It’s Not the Ratio, It’s the Delta

I sometimes see a misconception regarding living in a high-cost vs. low-cost of living (HCOL v. LCOL) area. It goes something like this: “I make 2x more, but my expenses are 2x more, so it’s a wash.”

This is not true. If you make 50k and spend 30k, you save 20k. If you make 100k and spend 60k, you save 40k. Since increasing savings is the easiest way to change your future net worth, this is big deal. I started my career in NYC, so I know what this did to my savings account in my 20’s.

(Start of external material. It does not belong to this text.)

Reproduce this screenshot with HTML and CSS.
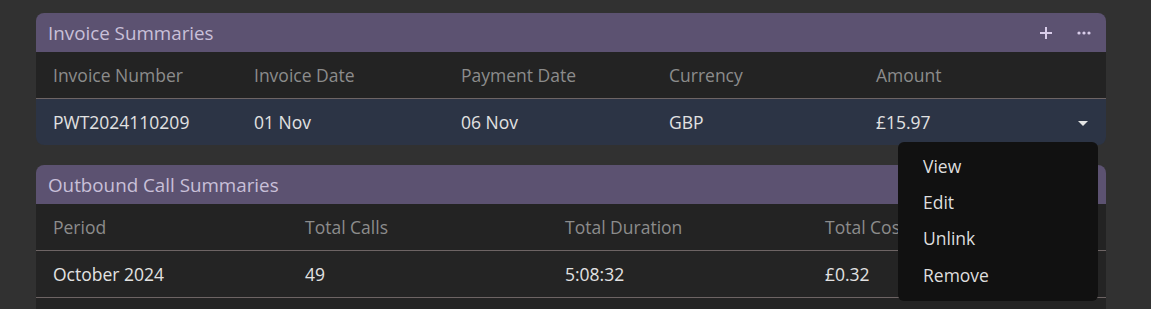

Just because you live in an HCOL area, doesn’t mean you have to have a high cost of living. I paired my NYC salary with a low rent (the 2023 equivalent of $900-$1,400) and no car, which are the easiest ways to save money in an HCOL.

Not all expenses are higher in an HCOL—mostly it’s housing and dining. Commuting (for me) was a lot cheaper. Other expenses, like travel, clothes, and “stuff” are pretty much the same where ever you live, so living in an HCOL means that you have more money to spend on those things. HCOL areas themselves are usually desirable travel destinations, and you can do that for free.

So, when planning where you live, if you are deciding between HCOL and LCOL, use the delta, not the ratio. Of course, if you can, working remotely and pairing an LCOL home with an HCOL job can give you the best delta.